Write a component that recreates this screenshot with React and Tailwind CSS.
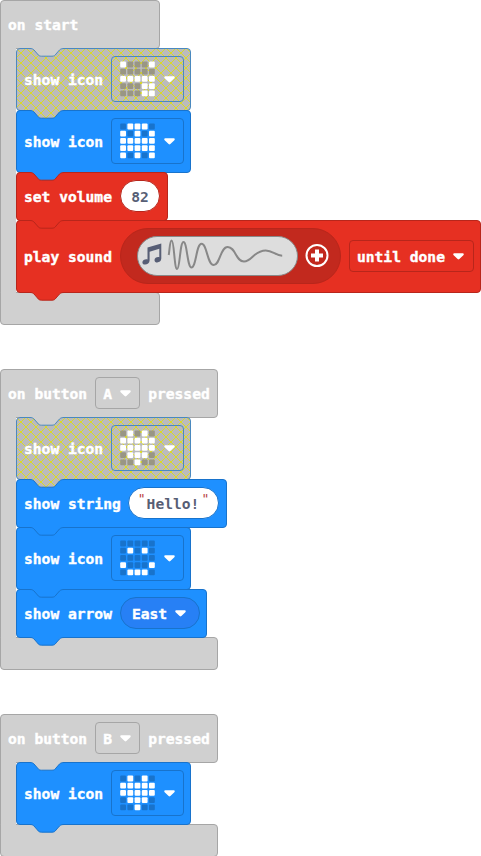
import React from 'react';

const HEART = ['01010', '11111', '11111', '01110', '00100'];
const GHOST = ['01110', '10101', '11111', '11111', '10101'];
const FACE = ['00000', '01010', '00000', '10001', '01110'];
const CHAIR = ['10001', '00000', '11111', '00011', '00011'];

const THEMES = {
  blue: { box: 'bg-[#1e90ff] border-[#1873cc]', field: 'border-[#1873cc]', fill: '#1e90ff', stroke: '#1873cc' },
  red: { box: 'bg-[#e63022] border-[#b8261b]', field: 'border-[#b8261b]', fill: '#e63022', stroke: '#b8261b' },
  disabled: { box: 'bg-[#bbbbbb] border-[#4a89bf]', field: 'border-[#4a89bf]', fill: '#bbbbbb', stroke: '#4a89bf' },
};

function Arrow() {
  return (
    <svg className="block shrink-0" width="11" height="7" viewBox="0 0 10 7" preserveAspectRatio="none">
      <path d="M0.2 1.1Q0.3 0.3 1.2 0.3H8.8Q9.7 0.3 9.8 1.1Q9.9 1.7 9.4 2.2L5.8 6.1Q5 6.8 4.2 6.1L0.6 2.2Q0.1 1.7 0.2 1.1Z" fill="#fff" />
    </svg>
  );
}

function Hatch({ id }) {
  return (
    <svg className="absolute -left-px -top-px h-[62px] w-[175px] rounded">
      <defs>
        <pattern id={id} patternUnits="userSpaceOnUse" width="10" height="10">
          <path d="M0 0L10 10M10 0L0 10" stroke="#d9d928" strokeWidth="1" />
        </pattern>
      </defs>
      <rect x="1" y="1" width="173" height="61" rx="3" fill={`url(#${id})`} />
    </svg>
  );
}

/* Puzzle tab: hangs from the block above and covers the top edge of the one below. */
function Tab({ fill, stroke, hatch }) {
  const d = 'M12 0.5H14C16 0.5 17 1 18 2L21.5 6C22.5 7.5 23.5 8.2 25.5 8.2H36C38 8.2 39 7.5 40 6L43.5 2C44.5 1 46 0.5 48 0.5H50';
  return (
    <svg className="pointer-events-none absolute left-0 z-10 h-[10px] w-[60px]" viewBox="0 0 60 10">
      {hatch && (
        <defs>
          <pattern id={hatch} patternUnits="userSpaceOnUse" width="10" height="10" y="-2">
            <path d="M0 0L10 10M10 0L0 10" stroke="#d9d928" strokeWidth="1" />
          </pattern>
        </defs>
      )}
      <path d={d + 'V0H12Z'} fill={fill} />
      {hatch && <path d={d + 'V0H12Z'} fill={`url(#${hatch})`} />}
      <path d={d} fill="none" stroke={stroke} />
    </svg>
  );
}

function Leds({ rows, dim }) {
  return (
    <svg className="block shrink-0" width="36" height="36" viewBox="0 0 36 36">
      {rows.map((row, y) =>
        [...row].map((c, x) => (
          <rect key={`${x}-${y}`} x={x * 7.2 + 0.2} y={y * 7.2 + 0.6} width="5.8" height="5.8" rx="1" fill={c === '1' ? '#fff' : dim ? '#999684' : '#1873cc'} />
        ))
      )}
    </svg>
  );
}

function Label({ children }) {
  return <span className="pt-0.5 leading-4 whitespace-pre [-webkit-text-stroke:0.4px_currentColor]">{children}</span>;
}

function PlainLabel({ children }) {
  return <span className="pt-0.5 leading-4 whitespace-pre">{children}</span>;
}

function Block({ theme, size, first, tabStroke, id, children }) {
  const t = THEMES[theme];
  return (
    <div className={`relative flex items-center gap-2 rounded border pb-px pl-[7px] ${t.box} ${size} -mb-px`}>
      {theme === 'disabled' && <Hatch id={`${id}-hatch`} />}
      {first && (
        <div className="absolute -left-px -top-px">
          <Tab fill="#d0d0d0" stroke={t.stroke} />
        </div>
      )}
      <div className="relative flex items-center gap-2">{children}</div>
      <div className="absolute -bottom-px -left-px h-px">
        <Tab fill={t.fill} stroke={tabStroke || t.stroke} hatch={theme === 'disabled' ? `${id}-tab` : null} />
      </div>
    </div>
  );
}

function IconBlock({ rows, theme = 'blue', ...rest }) {
  return (
    <Block theme={theme} size="h-[63px] w-[175px]" {...rest}>
      <Label>show icon</Label>
      <div className={`flex h-[46px] w-[73px] items-center gap-2 rounded border pl-2 ${THEMES[theme].field}`}>
        <Leds rows={rows} dim={theme === 'disabled'} />
        <Arrow />
      </div>
    </Block>
  );
}

function Hat({ header, width, children }) {
  return (
    <div className={`flex flex-col ${width}`}>
      <div className="flex h-[49px] items-center gap-2 rounded rounded-bl-none border border-[#a6a6a6] bg-[#d0d0d0] pb-px pl-[7px]">{header}</div>
      <div className="flex">
        <div className="relative -mb-px -mt-px w-4 shrink-0 border-l border-[#a6a6a6] bg-[#d0d0d0]" />
        <div className="relative z-10 -mt-px flex flex-col items-start">{children}</div>
      </div>
      <div className="relative h-[33px] rounded rounded-tl-none border border-[#a6a6a6] bg-[#d0d0d0]">
        <div className="-mt-px h-px w-[15px] bg-[#d0d0d0]" />
      </div>
    </div>
  );
}

function ButtonHeader({ name }) {
  return (
    <>
      <Label>on button</Label>
      <div className="flex h-8 w-[45px] shrink-0 items-center gap-2 rounded border border-[#a6a6a6] pl-[7px]">
        <Label>{name}</Label>
        <Arrow />
      </div>
      <Label>pressed</Label>
    </>
  );
}

function SoundWave() {
  return (
    <svg className="block shrink-0" width="158" height="40" viewBox="1.3 1 158 40">
      <g transform="translate(-0.4 0.4)">
        <path d="M11.2 12.2L25 8.2V23.2C25 27.6 18.4 28.4 18.2 24.8C18.1 22.5 20.8 21.3 23 21.8V13.4L13.3 16.4V25.2C13.3 29.6 6.3 30.6 6.1 27C6 24.7 8.9 23.5 11.2 24Z" fill="#575e75" />
      </g>
      <path d="M32 20C33 15 33 5.5 35 5.5C37.5 5.5 37.5 34 40.4 34C43.2 34 43.2 7 46.8 7C50.5 7 50.5 32.5 54.8 32.5C59.5 32.5 59.5 8.8 64.8 8.8C70.5 8.8 70.5 30 77 30C83.5 30 83.5 12 91 12C99 12 99 26.5 107.3 26.5C115.5 26.5 117 15.5 129 15.5C136 15.5 139 20.5 145.5 20.7" fill="none" stroke="#888" strokeWidth="2" />
    </svg>
  );
}

export default function App() {
  return (
    <div className="flex h-[856px] w-[481px] flex-col overflow-hidden bg-white font-['DejaVu_Sans_Mono',monospace] text-[14.62px] font-bold text-white">
      <Hat width="w-[160px]" header={<Label>on start</Label>}>
        <IconBlock id="chair" rows={CHAIR} theme="disabled" first tabStroke="#1873cc" />
        <IconBlock id="ghost" rows={GHOST} tabStroke="#b8261b" />
        <Block theme="red" size="h-[49px] w-[152px]">
          <Label>set volume</Label>
          <div className="flex h-8 w-10 items-center justify-center rounded-full border border-[#b8261b] bg-white text-[#575e75]">
            <PlainLabel>82</PlainLabel>
          </div>
        </Block>
        <Block theme="red" size="h-[73px] w-[465px]">
          <Label>play sound</Label>
          <div className="flex h-14 w-[221px] shrink-0 items-center gap-[7px] rounded-full border border-[#b8261b] bg-[#c2291e] pl-4">
            <div className="flex h-10 w-[161px] items-center rounded-full border border-[#888] bg-[#ddd]">
              <SoundWave />
            </div>
            <svg className="block" width="24" height="24" viewBox="0 0.5 24 24">
              <circle cx="12" cy="12" r="10.5" fill="none" stroke="#fff" strokeWidth="2" />
              <path d="M12 6V18M6 12H18" stroke="#fff" strokeWidth="4" />
            </svg>
          </div>
          <div className="flex h-8 w-[125px] shrink-0 items-center gap-2 rounded border border-[#b8261b] pl-[7px]">
            <Label>until done</Label>
            <Arrow />
          </div>
        </Block>
      </Hat>
      <div className="h-11 shrink-0" />
      <Hat width="w-[218px]" header={<ButtonHeader name="A" />}>
        <IconBlock id="heart" rows={HEART} theme="disabled" first tabStroke="#1873cc" />
        <Block theme="blue" size="h-[49px] w-[211px]">
          <Label>show string</Label>
          <div className="-ml-px flex h-8 w-[91px] items-center rounded-full border border-[#1873cc] bg-white pl-[9px] text-[#575e75]">
            <span className="mr-px pb-2 text-[13px] leading-4 font-normal text-[#b84040]">"</span>
            <PlainLabel>Hello!</PlainLabel>
            <span className="ml-[2px] pb-2 text-[13px] leading-4 font-normal text-[#b84040]">"</span>
          </div>
        </Block>
        <IconBlock id="face" rows={FACE} />
        <Block theme="blue" size="h-[49px] w-[191px]">
          <Label>show arrow</Label>
          <div className="flex h-8 w-20 items-center gap-2 rounded-full border border-[#1873cc] bg-[#2780f5] pl-[11px]">
            <Label>East</Label>
            <Arrow />
          </div>
        </Block>
      </Hat>
      <div className="h-11 shrink-0" />
      <Hat width="w-[218px]" header={<ButtonHeader name="B" />}>
        <IconBlock id="heart-b" rows={HEART} first />
      </Hat>
    </div>
  );
}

────────────────

§ AIM OF THE EXERCISE
Show every line from the listing above in which the string "React" appears.

§ SOLUTION
Write a component that recreates this screenshot with React and Tailwind CSS.
import React from 'react';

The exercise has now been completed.